Certains pensent qu’un Etat palestinien en Cisjordanie et dans la bande de Gaza ne pourra pas survivre. Cela peut se révéler vrai, mais Gaza et la Cisjordanie pourraient aussi, un jour ou l’autre, se rattacher au Royaume hachémite de Jordanie. La décision de faire la paix avec le roi Hussein de Jordanie sans lui restituer la Cisjordanie peut ainsi être considérée comme une erreur que nous regretterons pendant longtemps.
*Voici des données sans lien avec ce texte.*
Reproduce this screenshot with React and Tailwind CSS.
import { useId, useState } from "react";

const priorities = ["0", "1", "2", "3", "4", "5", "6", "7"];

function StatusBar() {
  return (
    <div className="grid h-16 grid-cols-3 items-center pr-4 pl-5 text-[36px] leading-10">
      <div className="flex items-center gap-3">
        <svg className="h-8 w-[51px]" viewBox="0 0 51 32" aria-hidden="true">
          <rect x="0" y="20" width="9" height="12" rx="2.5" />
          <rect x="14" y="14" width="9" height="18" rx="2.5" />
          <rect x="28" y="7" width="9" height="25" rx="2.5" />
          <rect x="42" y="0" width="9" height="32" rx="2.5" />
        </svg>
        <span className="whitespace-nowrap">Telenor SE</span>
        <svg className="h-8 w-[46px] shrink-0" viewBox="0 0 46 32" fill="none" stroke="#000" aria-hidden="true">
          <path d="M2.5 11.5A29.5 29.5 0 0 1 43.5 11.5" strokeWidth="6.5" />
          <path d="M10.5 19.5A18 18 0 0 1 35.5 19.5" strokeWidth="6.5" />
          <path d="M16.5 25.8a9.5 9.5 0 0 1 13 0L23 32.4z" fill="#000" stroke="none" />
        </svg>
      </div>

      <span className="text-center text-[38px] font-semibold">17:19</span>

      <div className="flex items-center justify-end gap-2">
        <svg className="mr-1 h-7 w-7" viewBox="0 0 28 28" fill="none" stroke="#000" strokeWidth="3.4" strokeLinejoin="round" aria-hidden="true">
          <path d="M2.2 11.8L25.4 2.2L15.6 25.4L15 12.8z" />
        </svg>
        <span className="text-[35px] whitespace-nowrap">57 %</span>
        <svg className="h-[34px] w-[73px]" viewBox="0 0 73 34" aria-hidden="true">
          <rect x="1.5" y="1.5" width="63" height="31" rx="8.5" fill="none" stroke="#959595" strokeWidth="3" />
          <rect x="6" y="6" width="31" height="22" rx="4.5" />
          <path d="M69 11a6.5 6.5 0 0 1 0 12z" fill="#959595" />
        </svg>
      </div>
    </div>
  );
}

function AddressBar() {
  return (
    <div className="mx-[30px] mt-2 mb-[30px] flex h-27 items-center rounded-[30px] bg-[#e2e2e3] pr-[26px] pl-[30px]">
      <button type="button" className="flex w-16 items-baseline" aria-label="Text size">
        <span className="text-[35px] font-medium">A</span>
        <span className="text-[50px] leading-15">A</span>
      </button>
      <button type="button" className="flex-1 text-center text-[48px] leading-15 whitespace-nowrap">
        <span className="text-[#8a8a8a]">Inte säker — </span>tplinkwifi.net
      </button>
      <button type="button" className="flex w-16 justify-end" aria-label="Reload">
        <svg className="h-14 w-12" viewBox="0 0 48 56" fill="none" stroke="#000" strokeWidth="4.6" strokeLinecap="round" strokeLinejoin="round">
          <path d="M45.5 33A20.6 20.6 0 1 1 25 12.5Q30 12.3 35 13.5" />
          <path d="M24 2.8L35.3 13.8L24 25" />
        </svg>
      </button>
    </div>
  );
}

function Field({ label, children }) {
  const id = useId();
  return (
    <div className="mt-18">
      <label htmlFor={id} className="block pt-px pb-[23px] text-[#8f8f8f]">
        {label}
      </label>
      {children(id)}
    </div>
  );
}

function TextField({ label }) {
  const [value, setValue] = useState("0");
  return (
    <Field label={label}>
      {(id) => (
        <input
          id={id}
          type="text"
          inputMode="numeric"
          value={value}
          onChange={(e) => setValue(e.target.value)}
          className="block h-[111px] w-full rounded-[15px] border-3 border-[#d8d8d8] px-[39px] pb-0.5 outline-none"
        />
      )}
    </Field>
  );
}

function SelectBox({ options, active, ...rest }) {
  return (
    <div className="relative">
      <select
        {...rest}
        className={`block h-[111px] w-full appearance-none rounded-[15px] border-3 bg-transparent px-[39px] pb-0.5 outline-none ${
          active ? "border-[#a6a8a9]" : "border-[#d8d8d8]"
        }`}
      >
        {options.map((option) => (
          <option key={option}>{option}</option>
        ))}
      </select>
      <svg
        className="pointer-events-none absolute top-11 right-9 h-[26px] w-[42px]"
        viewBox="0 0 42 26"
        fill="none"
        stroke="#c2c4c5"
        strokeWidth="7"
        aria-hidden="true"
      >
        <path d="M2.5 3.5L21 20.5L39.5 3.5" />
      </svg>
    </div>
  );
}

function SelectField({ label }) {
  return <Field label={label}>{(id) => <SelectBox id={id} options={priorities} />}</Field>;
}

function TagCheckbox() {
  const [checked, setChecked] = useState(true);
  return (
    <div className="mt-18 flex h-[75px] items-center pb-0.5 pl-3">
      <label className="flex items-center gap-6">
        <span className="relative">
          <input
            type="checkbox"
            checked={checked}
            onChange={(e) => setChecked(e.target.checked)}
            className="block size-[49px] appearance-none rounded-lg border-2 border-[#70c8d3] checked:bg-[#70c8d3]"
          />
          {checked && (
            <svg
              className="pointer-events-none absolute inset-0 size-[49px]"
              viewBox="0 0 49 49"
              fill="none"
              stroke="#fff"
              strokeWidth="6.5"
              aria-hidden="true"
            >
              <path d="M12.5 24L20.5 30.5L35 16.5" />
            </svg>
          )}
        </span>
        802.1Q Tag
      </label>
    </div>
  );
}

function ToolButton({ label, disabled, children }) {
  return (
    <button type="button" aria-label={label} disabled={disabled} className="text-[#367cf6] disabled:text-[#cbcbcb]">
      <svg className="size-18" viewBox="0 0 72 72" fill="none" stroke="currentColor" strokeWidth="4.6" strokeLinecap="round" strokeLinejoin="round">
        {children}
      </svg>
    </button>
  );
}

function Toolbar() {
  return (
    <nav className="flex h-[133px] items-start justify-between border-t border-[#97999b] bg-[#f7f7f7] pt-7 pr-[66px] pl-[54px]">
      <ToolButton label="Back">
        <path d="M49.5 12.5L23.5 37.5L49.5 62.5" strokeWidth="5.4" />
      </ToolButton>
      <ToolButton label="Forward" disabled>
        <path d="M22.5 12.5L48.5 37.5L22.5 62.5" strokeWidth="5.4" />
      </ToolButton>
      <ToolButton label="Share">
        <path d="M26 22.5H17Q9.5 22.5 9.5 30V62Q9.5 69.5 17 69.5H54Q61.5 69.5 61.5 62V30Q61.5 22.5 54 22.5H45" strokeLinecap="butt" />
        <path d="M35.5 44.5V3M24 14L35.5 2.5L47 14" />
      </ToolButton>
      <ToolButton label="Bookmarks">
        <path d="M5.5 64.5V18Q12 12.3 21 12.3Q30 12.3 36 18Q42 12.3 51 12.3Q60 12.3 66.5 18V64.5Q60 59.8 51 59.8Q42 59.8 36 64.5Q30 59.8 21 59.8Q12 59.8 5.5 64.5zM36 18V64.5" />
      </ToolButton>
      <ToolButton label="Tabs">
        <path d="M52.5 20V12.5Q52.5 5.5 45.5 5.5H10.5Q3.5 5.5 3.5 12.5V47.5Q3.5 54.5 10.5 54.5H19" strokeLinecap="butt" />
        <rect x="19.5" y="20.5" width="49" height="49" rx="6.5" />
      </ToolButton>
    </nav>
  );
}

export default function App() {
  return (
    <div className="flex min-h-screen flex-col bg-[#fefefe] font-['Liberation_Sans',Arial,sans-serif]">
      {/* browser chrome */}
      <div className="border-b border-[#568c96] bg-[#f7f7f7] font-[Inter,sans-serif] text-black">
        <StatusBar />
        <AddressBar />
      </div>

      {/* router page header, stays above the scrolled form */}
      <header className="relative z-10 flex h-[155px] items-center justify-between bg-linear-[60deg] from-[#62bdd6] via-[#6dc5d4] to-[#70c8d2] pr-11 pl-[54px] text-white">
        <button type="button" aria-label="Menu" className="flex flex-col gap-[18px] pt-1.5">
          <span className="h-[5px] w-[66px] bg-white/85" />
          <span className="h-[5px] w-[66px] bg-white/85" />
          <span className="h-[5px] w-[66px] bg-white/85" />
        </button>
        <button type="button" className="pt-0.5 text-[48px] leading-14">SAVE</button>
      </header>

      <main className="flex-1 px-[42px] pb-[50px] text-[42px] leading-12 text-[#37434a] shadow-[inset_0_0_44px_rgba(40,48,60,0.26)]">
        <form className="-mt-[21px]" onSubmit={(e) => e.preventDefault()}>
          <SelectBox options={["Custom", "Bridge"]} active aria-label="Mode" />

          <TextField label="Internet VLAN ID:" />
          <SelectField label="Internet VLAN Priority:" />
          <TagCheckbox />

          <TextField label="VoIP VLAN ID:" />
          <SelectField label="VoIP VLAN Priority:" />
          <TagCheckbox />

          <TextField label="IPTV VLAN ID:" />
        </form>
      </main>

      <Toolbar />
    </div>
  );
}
Depuis la résolution du 29 novembre 1947, des générations de politiques, de juristes et d’économistes ont réfléchi à toutes les alternatives à la partition. Il y eut des Arabes qui voulurent jeter Israël la mer, des Israéliens qui voulurent expulser les Arabes dans le désert. L’idée d’une sorte de cadre binational est aussi régulièrement évoquée. Certains y croient aujourd’hui. La plupart d’entre eux ne sont ni israéliens ni palestiniens, mais des « experts », d’autres pays. Ils suggèrent aux Israéliens de renoncer à leur Etat et aux Palestiniens de renoncer à l’Etat qu’ils n’ont pas encore. Jolie idée post-sioniste, pour la fin des temps.